Concernant son matériel, Doug Wimbish est depuis longtemps associé aux basses Spector, notamment ses modèles signature. Ces instruments, connus pour leur ergonomie, leur sustain et leur son puissant, conviennent parfaitement à son style de jeu. Il est également un utilisateur averti des amplificateurs et des systèmes de sonorisation, cherchant constamment à optimiser la diffusion de son large spectre sonore.
Héritage et Influence
L'impact de Doug Wimbish sur le monde de la basse est considérable. Il a démontré que le bassiste peut être bien plus qu'un simple accompagnateur, mais un véritable innovateur sonore et un moteur créatif au sein d'un groupe ou d'un projet. Son travail à Sugar Hill a contribué à définir le son du hip-hop naissant. Ses expérimentations avec Tackhead ont ouvert la voie à de nouvelles fusions entre genres. Son rôle dans Living Colour a prouvé que la basse pouvait être à la fois incroyablement groovy et audacieusement expérimentale dans un contexte rock.
Il a influencé d'innombrables bassistes par son approche du son, son utilisation des effets, et son engagement total envers la musique. Il est également respecté pour son attitude positive, son humilité et sa volonté de partager ses connaissances, notamment à travers des cliniques et des ateliers.
Toujours aussi actif et passionné, Doug Wimbish continue de tourner avec Living Colour et Tackhead, de collaborer avec divers artistes, de produire de la musique et de s'impliquer dans des projets éducatifs. Il reste une force créative majeure, constamment à la recherche de nouveaux sons et de nouvelles façons de s'exprimer à travers sa basse. Son énergie sur scène et son dévouement à son art sont une source d'inspiration continue.
Il est une figure essentielle de l'histoire moderne de la basse électrique.

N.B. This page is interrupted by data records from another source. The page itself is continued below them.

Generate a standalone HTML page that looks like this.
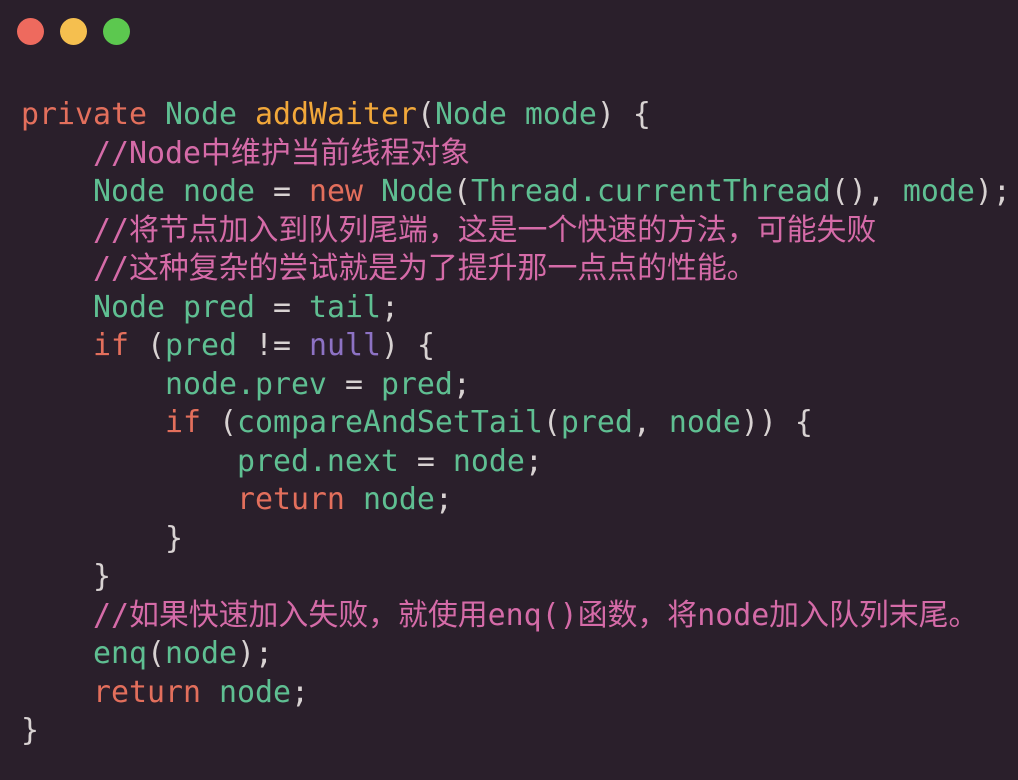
<!DOCTYPE html>
<html><head><meta charset="utf-8"><style>
html,body{margin:0;padding:0;width:1018px;height:780px;overflow:hidden;background:#2a1f2b;}
.dot{position:absolute;top:18px;width:27px;height:27px;border-radius:50%;}
pre{position:absolute;left:21px;top:96px;margin:0;font-family:"DejaVu Sans Mono","Liberation Mono","Noto Sans CJK SC",monospace;font-size:29.9px;line-height:38.5px;color:#cfc8c8;}
.k{color:#e36f5c}.t{color:#5fbf92}.f{color:#f2a83a}.c{color:#d56ba8}.n{color:#8d72c4}.p{color:#d8d2d2}
.c{font-family:"DejaVu Sans Mono","Noto Sans CJK SC",monospace;}
</style></head><body>
<div class="dot" style="left:17px;background:#ee6a5e"></div>
<div class="dot" style="left:60px;background:#f5bf4f"></div>
<div class="dot" style="left:103px;background:#5cc84f"></div>
<pre><span class="k">private</span> <span class="t">Node</span> <span class="f">addWaiter</span><span class="p">(</span><span class="t">Node mode</span><span class="p">) {</span>
    <span class="c">//Node中维护当前线程对象</span>
    <span class="t">Node node</span> <span class="p">=</span> <span class="k">new</span> <span class="t">Node</span><span class="p">(</span><span class="t">Thread.currentThread</span><span class="p">(),</span> <span class="t">mode</span><span class="p">);</span>
    <span class="c">//将节点加入到队列尾端，这是一个快速的方法，可能失败</span>
    <span class="c">//这种复杂的尝试就是为了提升那一点点的性能。</span>
    <span class="t">Node pred</span> <span class="p">=</span> <span class="t">tail</span><span class="p">;</span>
    <span class="k">if</span> <span class="p">(</span><span class="t">pred</span> <span class="p">!=</span> <span class="n">null</span><span class="p">) {</span>
        <span class="t">node.prev</span> <span class="p">=</span> <span class="t">pred</span><span class="p">;</span>
        <span class="k">if</span> <span class="p">(</span><span class="t">compareAndSetTail</span><span class="p">(</span><span class="t">pred</span><span class="p">,</span> <span class="t">node</span><span class="p">)) {</span>
            <span class="t">pred.next</span> <span class="p">=</span> <span class="t">node</span><span class="p">;</span>
            <span class="k">return</span> <span class="t">node</span><span class="p">;</span>
        <span class="p">}</span>
    <span class="p">}</span>
    <span class="c">//如果快速加入失败，就使用enq()函数，将node加入队列末尾。</span>
    <span class="t">enq</span><span class="p">(</span><span class="t">node</span><span class="p">);</span>
    <span class="k">return</span> <span class="t">node</span><span class="p">;</span>
<span class="p">}</span></pre>
</body></html>
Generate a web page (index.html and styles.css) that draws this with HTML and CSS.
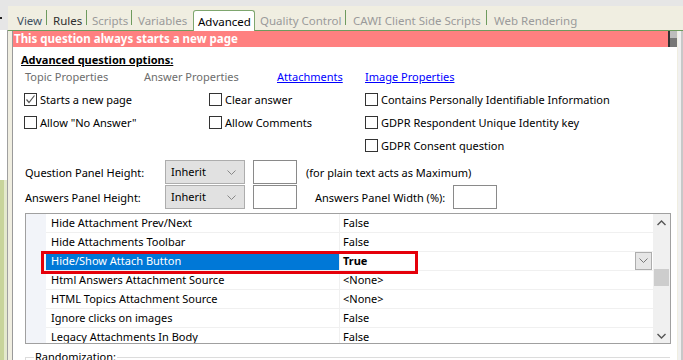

Son parcours unique, de l'ombre des studios de Sugar Hill à la lumière des scènes internationales avec Living Colour, en passant par les expérimentations radicales de Tackhead, témoigne d'un musicien sans œillères, animé par une curiosité insatiable et un groove infaillible. Il est le "sorcier sonore" qui a su marier la tradition du funk et du R&B avec les technologies modernes et une vision avant-gardiste.